Enterprise 10000
Enterprise 10000 or Starfire
History of the Enterprise 10000 or Starfire
This system came out of the Cray or BSD group
The E10000 extends the Enterprise line that was announced in April 1996
as a result of the acquisition, in July 1996, of the Cray Research SPARC(TM)/Solaris
business. With the acquisition came a 250-person organization, the CS6400
64-way system based on SuperSPARC(TM) technology, and the almost-completed
design for what is now being announced as the Enterprise 10000. The Cray
organization has been integrated into SMCC as a product group called Business
Systems. Q. What is the future of the CS6400 system? A. The CS6400 will
be formally withdrawn by calendar Q2 1997. Existing systems will be supported
for five years and can be maintained by SunService(SM). An upgrade program
exists to allow a trade up from the CS6400 to the E10000. In addition,
Sun has sufficient material available to allow expansions to existing CS6400s
for a least one year.
Processors
16 to 64 250MHz 4MB E$, 336MHz 4MB or 400MHz 4MB E$ UltraSPARC-II
Processors codename Blackbird
Blackbird is a .35micron processor.
The process has 44bit virtual to 41bit physical addressing capability
The on board cache is 16KB for both data and instruction
The FPU has two execution units capable of two FOPS per clock cycle
Upgrade will be to either 300Mhz or 333MHz
System Board
Up to 16 system boards
Each system board has a mezzanine cards for SBus
There are 2 SBuses with a total of 4SBus slots
Each SBus runs at 25MHz 64 bit that comes to 200MB/sec total bandwidth
and about ~100MB/sec sustained
Each system card proviedes 400MB/sec bandwidth
Each Starfire system can provide 400MB * 16 or 6.4GB/sec IO bandwidth
There are NO onboard SCSI or eithernet ports.
UPA
The E10000 uses the Gigaplane-XB interconnect between System Boards. This
is a router-based interconnect scheme that, in this version of the E10000,
scales up to 10.5 GBps using an 83.3-MHz internal clock frequency. Latency
is constant at about 600 ns regardless of the load on the interconnect.

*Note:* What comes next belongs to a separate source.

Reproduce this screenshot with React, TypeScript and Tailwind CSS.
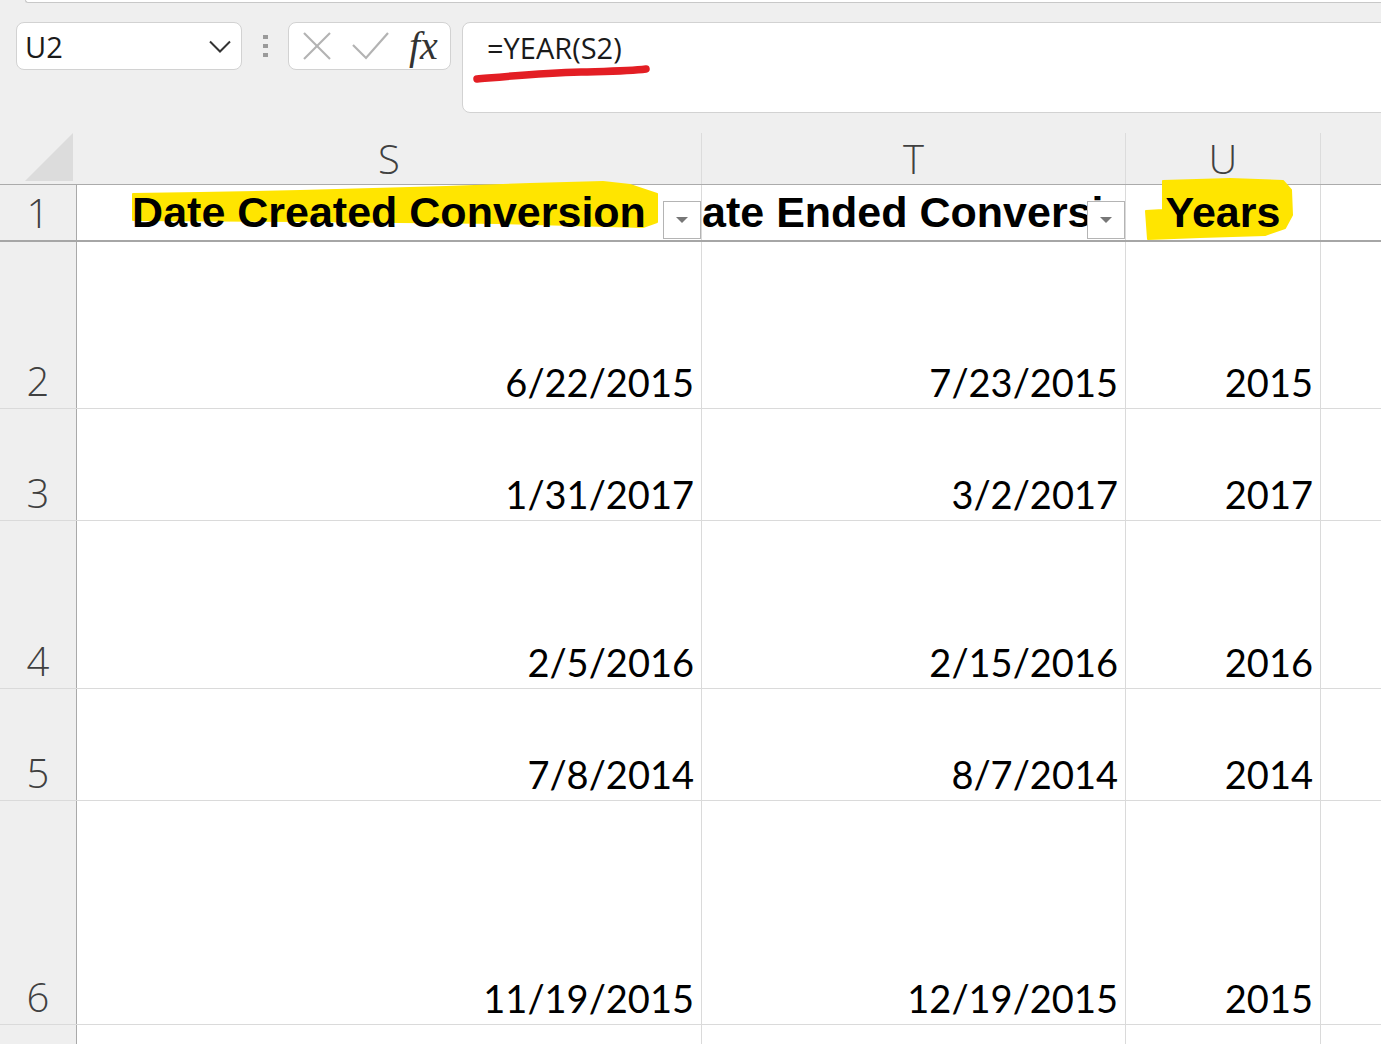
import React from "react";

const SANS = { fontFamily: '"Open Sans", "Noto Sans", sans-serif' };
const DATA = { fontFamily: 'Lato, "Open Sans", sans-serif' };
const BOLD = { fontFamily: '"Liberation Sans", Arial, sans-serif' };

type Row = { n: number; h: string; s: string; t: string; u: string };

const rows: Row[] = [
  { n: 2, h: "h-[167px]", s: "6/22/2015", t: "7/23/2015", u: "2015" },
  { n: 3, h: "h-[112px]", s: "1/31/2017", t: "3/2/2017", u: "2017" },
  { n: 4, h: "h-[168px]", s: "2/5/2016", t: "2/15/2016", u: "2016" },
  { n: 5, h: "h-[112px]", s: "7/8/2014", t: "8/7/2014", u: "2014" },
  { n: 6, h: "h-[224px]", s: "11/19/2015", t: "12/19/2015", u: "2015" },
];

function Dropdown() {
  return (
    <div className="absolute right-0 bottom-[1px] w-[38px] h-[38px] bg-white border border-[#b4b4b4] flex items-center justify-center z-20">
      <svg width="14" height="8" viewBox="0 0 14 8">
        <polygon points="1,1 13,1 7,7" fill="#777777" />
      </svg>
    </div>
  );
}

function DataCell({ w, text }: { w: string; text: string }) {
  return (
    <div className={`${w} shrink-0 h-full border-r border-[#dadada] flex items-end justify-end pr-[7px] pb-[7px]`}>
      <span className="text-[38px] leading-none text-black" style={DATA}>
        {text}
      </span>
    </div>
  );
}

export default function App() {
  return (
    <div className="w-[1381px] h-[1044px] overflow-hidden bg-[#efefef] relative">
      {/* top strip */}
      <div className="h-[3px] ml-[25px] bg-white border-b border-l border-[#c8c8c8] rounded-bl-[8px]" />

      {/* formula toolbar */}
      <div className="flex items-start pt-[19px]">
        <div className="shrink-0 ml-[16px] w-[226px] h-[48px] bg-white border border-[#d2d2d2] rounded-[8px] flex items-center justify-between pl-[8px] pr-[10px]">
          <span className="text-[29px] leading-none text-[#1a1a1a]" style={SANS}>
            U2
          </span>
          <svg width="22" height="13" viewBox="0 0 22 13">
            <polyline points="1,1.5 11,11.5 21,1.5" fill="none" stroke="#333" strokeWidth="2" />
          </svg>
        </div>
        <div className="shrink-0 w-[46px] h-[48px] flex flex-col items-center justify-center gap-[5px]">
          <div className="w-[5px] h-[4px] bg-[#9a9a9a]" />
          <div className="w-[5px] h-[4px] bg-[#9a9a9a]" />
          <div className="w-[5px] h-[4px] bg-[#9a9a9a]" />
        </div>
        <div className="shrink-0 w-[163px] h-[48px] bg-white border border-[#d2d2d2] rounded-[8px] flex items-center pl-[14px]">
          <svg width="28" height="28" viewBox="0 0 28 28">
            <line x1="1" y1="1" x2="27" y2="27" stroke="#b3b3b3" strokeWidth="2.2" />
            <line x1="27" y1="1" x2="1" y2="27" stroke="#b3b3b3" strokeWidth="2.2" />
          </svg>
          <svg width="38" height="30" viewBox="0 0 38 30" className="ml-[21px]">
            <polyline points="1,14 14,27 36,2" fill="none" stroke="#b3b3b3" strokeWidth="2.2" />
          </svg>
          <span
            className="ml-[19px] text-[40px] leading-none italic text-[#333]"
            style={{ fontFamily: '"Liberation Serif", "Times New Roman", serif' }}
          >
            fx
          </span>
        </div>
        <div className="shrink-0 ml-[11px] w-[940px] h-[91px] bg-white border border-[#d2d2d2] rounded-[8px] relative pl-[24px] pt-[10px]">
          <span className="text-[29px] leading-none text-[#1a1a1a]" style={SANS}>
            =YEAR(S2)
          </span>
          <svg className="absolute left-0 top-0" width="200" height="91" viewBox="0 0 200 91">
            <path
              d="M14 56 C 48 53, 78 50, 118 49 S 168 48, 183 46"
              fill="none"
              stroke="#e31e24"
              strokeWidth="7.5"
              strokeLinecap="round"
            />
          </svg>
        </div>
      </div>

      {/* column headers */}
      <div className="mt-[20px] flex h-[52px] border-b border-[#ababab]">
        <div className="w-[77px] shrink-0 h-full relative">
          <svg className="absolute left-[25px] top-0" width="49" height="49" viewBox="0 0 49 49">
            <polygon points="48,0 48,48 0,48" fill="#dcdcdc" />
          </svg>
        </div>
        {[
          ["w-[625px]", "S"],
          ["w-[424px]", "T"],
          ["w-[195px]", "U"],
        ].map(([w, l]) => (
          <div key={l} className={`${w} shrink-0 h-full border-r border-[#dcdcdc] flex items-center justify-center`}>
            <span className="text-[40px] leading-none font-light text-[#404040]" style={SANS}>
              {l}
            </span>
          </div>
        ))}
        <div className="flex-1" />
      </div>

      {/* row 1 */}
      <div className="flex h-[57px] border-b-2 border-[#a6a6a6] bg-white">
        <div className="w-[77px] shrink-0 h-full bg-[#efefef] border-r border-[#a9a9a9] flex items-center justify-center">
          <span className="text-[40px] leading-none font-light text-[#404040]" style={SANS}>
            1
          </span>
        </div>
        <div className="w-[625px] shrink-0 h-full border-r border-[#dadada] relative">
          <svg className="absolute left-0 top-[-10px]" width="625" height="70" viewBox="0 0 625 70">
            <polygon
              points="56,19 123,18 223,16 369,12 453,9 526,7 553,10 580,19 580,47 566,52 423,48 223,46 56,45"
              fill="#ffe500"
              stroke="#ffe500"
              strokeWidth="2"
              strokeLinejoin="round"
            />
          </svg>
          <div className="absolute inset-0 flex items-center justify-center overflow-hidden z-10">
            <span className="shrink-0 whitespace-nowrap text-[43px] leading-none font-bold text-black" style={BOLD}>
              Date Created Conversion
            </span>
          </div>
          <Dropdown />
        </div>
        <div className="w-[424px] shrink-0 h-full border-r border-[#dadada] relative">
          <div className="absolute inset-0 flex items-center justify-center overflow-hidden z-10">
            <span className="shrink-0 whitespace-nowrap text-[43px] leading-none font-bold text-black" style={BOLD}>
              Date Ended Conversion
            </span>
          </div>
          <Dropdown />
        </div>
        <div className="w-[195px] shrink-0 h-full border-r border-[#dadada] relative">
          <svg className="absolute left-0 top-[-10px]" width="195" height="70" viewBox="0 0 195 70">
            <polygon
              points="20,36 37,35 37,6 104,4 157,6 165,15 166,40 159,53 139,60 74,62 22,64"
              fill="#ffe500"
              stroke="#ffe500"
              strokeWidth="2"
              strokeLinejoin="round"
            />
          </svg>
          <div className="absolute inset-0 flex items-center justify-center overflow-hidden z-10">
            <span className="shrink-0 whitespace-nowrap text-[43px] leading-none font-bold text-black" style={BOLD}>
              Years
            </span>
          </div>
        </div>
        <div className="flex-1" />
      </div>

      {/* data rows */}
      {rows.map((r) => (
        <div key={r.n} className={`flex ${r.h} border-b border-[#dadada] bg-white`}>
          <div className="w-[77px] shrink-0 h-full bg-[#efefef] border-r border-[#a9a9a9] flex items-end justify-center pb-[7px]">
            <span className="text-[40px] leading-none font-light text-[#404040]" style={SANS}>
              {r.n}
            </span>
          </div>
          <DataCell w="w-[625px]" text={r.s} />
          <DataCell w="w-[424px]" text={r.t} />
          <DataCell w="w-[195px]" text={r.u} />
          <div className="flex-1" />
        </div>
      ))}
      <div className="flex h-[100px] bg-white">
        <div className="w-[77px] shrink-0 h-full bg-[#efefef] border-r border-[#a9a9a9]" />
        <div className="w-[625px] shrink-0 h-full border-r border-[#dadada]" />
        <div className="w-[424px] shrink-0 h-full border-r border-[#dadada]" />
        <div className="w-[195px] shrink-0 h-full border-r border-[#dadada]" />
        <div className="flex-1" />
      </div>
    </div>
  );
}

The Gigaplane-XB has been designed and tested to run at an internal clock
frequency of 100 MHz, giving a data transfer rate of 12.8 GBps. This is
a future growth path for the E10000. There are two Centerplane support
boards in every Starfire - one for each half of the centerplane. These
boards provide power and clocks to the centerplane.
Domains
The E10000 may be dynamically reconfigured as independent computers using
the Dynamic System Domain feature. The system has been architected for
16 domains, and five are available in the initial version of the E10000.
Each domain has its own copy of Solaris and its own boot disk and hostid.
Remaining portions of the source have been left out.